EXTRACTED RECORDS:
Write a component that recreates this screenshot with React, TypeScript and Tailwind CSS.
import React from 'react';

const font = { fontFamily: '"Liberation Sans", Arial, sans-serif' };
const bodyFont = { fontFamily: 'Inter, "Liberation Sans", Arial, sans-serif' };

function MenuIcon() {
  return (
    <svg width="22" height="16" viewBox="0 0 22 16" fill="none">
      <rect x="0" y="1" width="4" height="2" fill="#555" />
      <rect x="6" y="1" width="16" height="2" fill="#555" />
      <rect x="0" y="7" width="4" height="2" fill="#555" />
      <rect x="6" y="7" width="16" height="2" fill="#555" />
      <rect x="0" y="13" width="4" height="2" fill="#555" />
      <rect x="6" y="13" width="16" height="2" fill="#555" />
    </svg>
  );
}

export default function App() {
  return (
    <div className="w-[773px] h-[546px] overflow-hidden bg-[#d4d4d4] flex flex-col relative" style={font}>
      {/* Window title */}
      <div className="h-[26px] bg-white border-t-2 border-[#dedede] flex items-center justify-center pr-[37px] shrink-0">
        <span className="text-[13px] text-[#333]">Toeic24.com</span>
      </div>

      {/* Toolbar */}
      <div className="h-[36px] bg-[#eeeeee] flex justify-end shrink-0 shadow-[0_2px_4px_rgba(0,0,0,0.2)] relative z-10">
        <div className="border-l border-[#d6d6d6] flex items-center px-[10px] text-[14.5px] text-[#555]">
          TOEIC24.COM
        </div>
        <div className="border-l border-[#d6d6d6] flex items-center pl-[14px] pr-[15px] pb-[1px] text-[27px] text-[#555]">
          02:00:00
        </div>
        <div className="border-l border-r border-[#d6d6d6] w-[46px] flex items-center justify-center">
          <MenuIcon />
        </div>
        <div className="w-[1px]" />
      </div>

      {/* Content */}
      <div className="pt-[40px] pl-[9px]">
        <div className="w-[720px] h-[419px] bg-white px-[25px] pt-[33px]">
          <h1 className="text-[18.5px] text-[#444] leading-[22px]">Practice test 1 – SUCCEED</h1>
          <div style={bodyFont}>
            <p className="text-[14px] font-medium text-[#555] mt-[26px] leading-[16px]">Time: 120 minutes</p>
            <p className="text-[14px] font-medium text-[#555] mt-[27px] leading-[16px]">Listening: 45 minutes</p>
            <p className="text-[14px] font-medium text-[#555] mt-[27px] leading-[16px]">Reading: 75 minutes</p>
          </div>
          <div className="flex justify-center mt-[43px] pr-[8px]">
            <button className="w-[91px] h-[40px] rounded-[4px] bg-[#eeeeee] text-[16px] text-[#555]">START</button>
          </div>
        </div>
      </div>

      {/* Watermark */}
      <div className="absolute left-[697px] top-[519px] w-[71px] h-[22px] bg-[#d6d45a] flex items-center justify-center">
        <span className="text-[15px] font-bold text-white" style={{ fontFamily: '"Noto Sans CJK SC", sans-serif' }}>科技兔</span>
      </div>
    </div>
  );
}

---

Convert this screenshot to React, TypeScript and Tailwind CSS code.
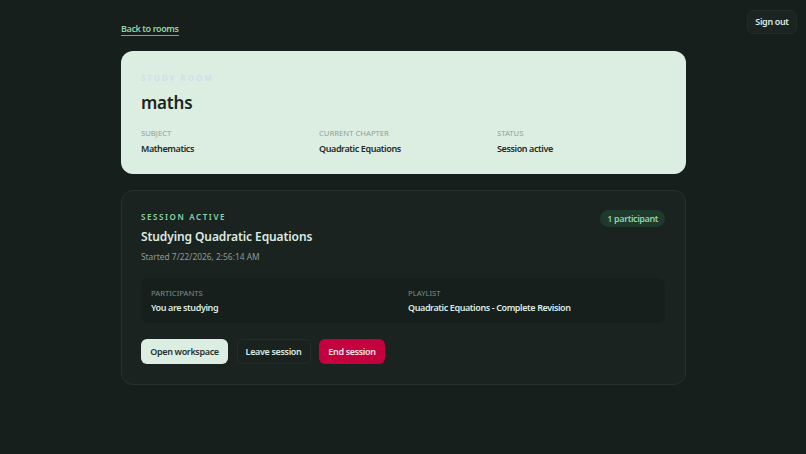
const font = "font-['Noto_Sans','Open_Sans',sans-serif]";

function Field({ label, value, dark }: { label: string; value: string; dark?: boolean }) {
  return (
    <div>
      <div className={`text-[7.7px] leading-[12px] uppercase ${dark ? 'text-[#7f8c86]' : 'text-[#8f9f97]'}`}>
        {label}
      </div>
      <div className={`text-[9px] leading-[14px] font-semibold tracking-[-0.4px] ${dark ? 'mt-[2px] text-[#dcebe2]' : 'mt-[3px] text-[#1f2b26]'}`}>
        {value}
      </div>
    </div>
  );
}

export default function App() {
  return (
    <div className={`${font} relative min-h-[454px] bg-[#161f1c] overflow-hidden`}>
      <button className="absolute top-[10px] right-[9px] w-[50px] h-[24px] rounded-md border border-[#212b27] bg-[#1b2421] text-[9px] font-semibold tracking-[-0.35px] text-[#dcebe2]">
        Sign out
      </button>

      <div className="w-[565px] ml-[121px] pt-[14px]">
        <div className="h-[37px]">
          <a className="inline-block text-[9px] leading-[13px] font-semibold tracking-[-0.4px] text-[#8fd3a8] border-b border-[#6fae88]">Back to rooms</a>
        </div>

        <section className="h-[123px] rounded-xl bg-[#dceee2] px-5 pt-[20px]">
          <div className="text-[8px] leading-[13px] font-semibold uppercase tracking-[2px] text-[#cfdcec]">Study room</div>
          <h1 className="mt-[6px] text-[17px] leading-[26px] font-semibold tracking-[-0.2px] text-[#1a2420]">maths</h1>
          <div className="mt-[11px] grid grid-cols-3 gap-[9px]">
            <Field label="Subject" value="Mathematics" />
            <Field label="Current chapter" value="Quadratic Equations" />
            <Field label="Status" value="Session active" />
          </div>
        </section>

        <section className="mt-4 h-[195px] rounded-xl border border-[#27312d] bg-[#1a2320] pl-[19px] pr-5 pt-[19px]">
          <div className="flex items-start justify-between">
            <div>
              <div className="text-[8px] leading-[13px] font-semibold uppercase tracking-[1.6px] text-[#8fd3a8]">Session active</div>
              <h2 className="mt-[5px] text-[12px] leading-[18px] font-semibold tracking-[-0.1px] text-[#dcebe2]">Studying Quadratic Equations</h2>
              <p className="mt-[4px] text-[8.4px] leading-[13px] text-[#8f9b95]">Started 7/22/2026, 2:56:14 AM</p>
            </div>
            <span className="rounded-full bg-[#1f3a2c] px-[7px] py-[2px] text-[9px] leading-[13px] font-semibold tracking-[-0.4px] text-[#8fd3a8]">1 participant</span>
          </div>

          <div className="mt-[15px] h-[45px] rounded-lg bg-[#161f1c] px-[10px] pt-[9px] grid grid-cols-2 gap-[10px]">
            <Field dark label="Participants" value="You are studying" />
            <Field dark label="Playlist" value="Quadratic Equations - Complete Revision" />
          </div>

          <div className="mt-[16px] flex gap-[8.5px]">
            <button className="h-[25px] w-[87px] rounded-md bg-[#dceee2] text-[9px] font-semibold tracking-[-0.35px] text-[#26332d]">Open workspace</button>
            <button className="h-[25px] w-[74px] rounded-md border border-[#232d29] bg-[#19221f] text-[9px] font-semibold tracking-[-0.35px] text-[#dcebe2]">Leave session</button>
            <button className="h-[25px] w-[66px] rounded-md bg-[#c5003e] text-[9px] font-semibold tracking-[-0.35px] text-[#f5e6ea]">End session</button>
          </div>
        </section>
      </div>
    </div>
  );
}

GIVEN PROBLEM: Output nothing except the lines from the line with "Write a component" through the line with "import React from 'react';", copied exactly, end lines included.

RESPONSE:
Write a component that recreates this screenshot with React, TypeScript and Tailwind CSS.
import React from 'react';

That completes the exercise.